Topping out at the Summit offered a breathtaking view down the old engine route to Cross Creek, and across the glittering sapphire expanse of Lake Wairarapa behind. The Remutaka rail tunnel eventually opened in 1955 and made the incline obsolete. The cycle trail also continued through several long and unlit tunnels, up to half a kilometre long. The mouth of the tunnels offered absolute darkness and seemed to swallow all the light (and any cyclists) that dared to enter. I pedalled in the bubble of my headtorch, waiting to see the light at the end of the tunnel.

From the Te Marua Dairy, which offered the last resupply before Wellington, I joined the Hutt River Trail which would whisk me the final 44 kilometres through the charming Hutt Valley. The gravel was compact and easy to ride, the route was flat but tended downwards, heading for the coast. I watched the river skulking slowly beside me. Just like me, it was bound for the Wellington Harbour, and then out into the Cook Strait.
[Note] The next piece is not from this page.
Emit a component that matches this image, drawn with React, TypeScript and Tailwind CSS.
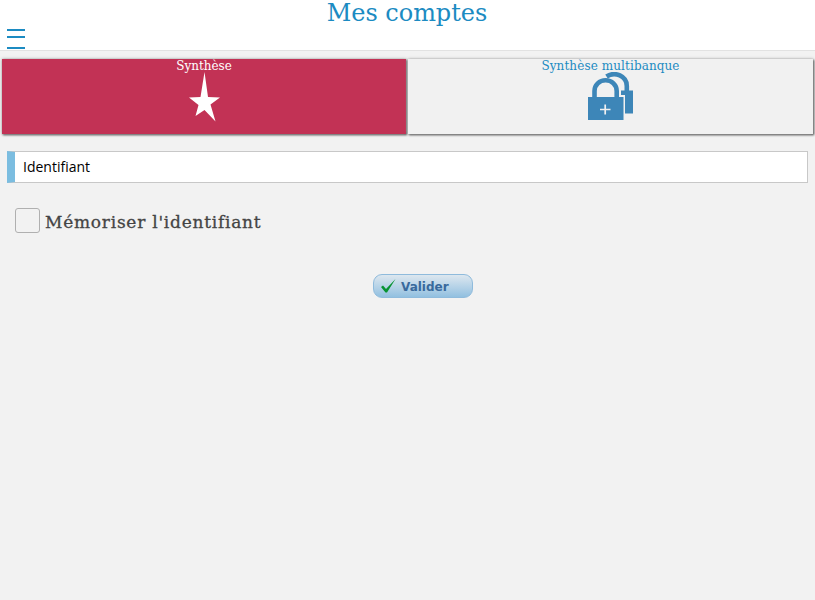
import React from "react";

const cardShadow = "shadow-[0_0_3px_#aaa,1px_1px_2px_#333]";

export default function App() {
  return (
    <div className="flex h-[600px] w-[815px] flex-col overflow-hidden bg-[#f2f2f2] font-['DejaVu_Serif',serif]">
      <header className="h-[51px] shrink-0 border-b border-[#e2e2e2] bg-white text-[#1c8bc2]">
        <h1 className="h-[29px] pr-px text-center text-[24px] leading-[26px] tracking-[-0.05px]">Mes comptes</h1>
        <button className="ml-[7px] block h-5 w-[18px]" aria-label="Menu">
          <span className="block h-0.5 bg-[#1c8bc2]" />
          <span className="mt-[5px] block h-0.5 bg-[#1c8bc2]" />
          <span className="mt-[9px] block h-0.5 bg-[#1c8bc2]" />
        </button>
      </header>

      <nav className="mt-2 flex h-[75px] shrink-0 gap-[2px] pr-[2px] pl-[2px] text-[12px]">
        <a className={`flex w-[404px] flex-col items-center bg-[#c23255] text-white ${cardShadow}`}>
          <span className="h-[13px] leading-[14px]">Synthèse</span>
          <svg className="h-[50px] w-[32px]" viewBox="0 0 32 50" fill="#fff">
            <path d="M16.500 0 L20 25 L32 25.500 L22.500 32.500 L27.500 49.500 L16.500 38 L7.500 44 L10.500 33 L1 25.500 L12.500 25 Z" />
          </svg>
        </a>
        <a className={`flex flex-1 flex-col items-center bg-[#f1f1f1] text-[#1c8bc2] ${cardShadow}`}>
          <span className="h-[13px] leading-[14px] tracking-[0.1px]">Synthèse multibanque</span>
          <svg className="h-[49px] w-[46px]" viewBox="0 0 46 49" fill="none">
            <path d="M18.500 4.500 C27 -1 38.800 4 38.800 14 V20" stroke="#3d86b8" strokeWidth="4.600" />
            <path d="M33 18.500 H45 V41.500 H37 V23 H33 Z" fill="#3d86b8" />
            <path d="M6.500 26 V19 A11.100 10.700 0 0 1 28.700 19 V26" stroke="#3d86b8" strokeWidth="4.600" />
            <path d="M0 25 H35.500 V48 H0 Z" fill="#3d86b8" />
            <path d="M12 37.500 H22.500 M17.200 32.500 V42.500" stroke="#f1f1f1" strokeWidth="1.700" />
          </svg>
        </a>
      </nav>

      <main className="pt-[17px]">
        <input
          className="ml-[7px] block h-8 w-[801px] border border-l-8 border-[#c8c8c8] border-l-[#7bbde0] bg-white pb-[2px] pl-2 font-['Open_Sans',sans-serif] text-[14px] text-black placeholder:text-black placeholder:opacity-100"
          placeholder="Identifiant"
        />
        <label className="mt-[25px] ml-[15px] flex h-[25px] items-center gap-[5px] text-[17px] text-[#444]">
          <span className="h-[25px] w-[25px] rounded-[3px] border border-[#b0b0b0]" />
          <span className="pt-1 leading-[25px] tracking-[0.75px] [-webkit-text-stroke:0.3px_#444]">Mémoriser l'identifiant</span>
        </label>
        <button className="mt-[41px] ml-[373px] flex h-6 w-[100px] items-center rounded-[9px] border border-[#8fbbdc] bg-linear-to-b from-[#dde7ef] to-[#92c0e0] pl-[7px] font-['DejaVu_Sans',sans-serif] text-[12px] font-bold text-[#38699c]">
          <svg className="mr-[5px] h-[14px] w-[15px]" viewBox="0 0 15 14" fill="#079332">
            <path d="M0 8 L2 6.500 L5 10 L14.500 0 L6 13.500 H4.500 Z" />
          </svg>
          <span className="pt-px">Valider</span>
        </button>
      </main>
    </div>
  );
}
I gazed beyond the river to the forested Remutaka Ranges. Cycling the North Island has been a fantastic experience, challenging, rewarding and memorable. I cycled into Wellington at 21:00, the sun was just setting, and the capital was quieting, but my heart was racing with a child-like excitement. But I was also tired, and couldn’t stop to rest for long; I had my dinner, and then headed to the harbour and boarded a boat that would depart at 02:00 for the 92-kilometre crossing to the South Island. Every end is a new beginning.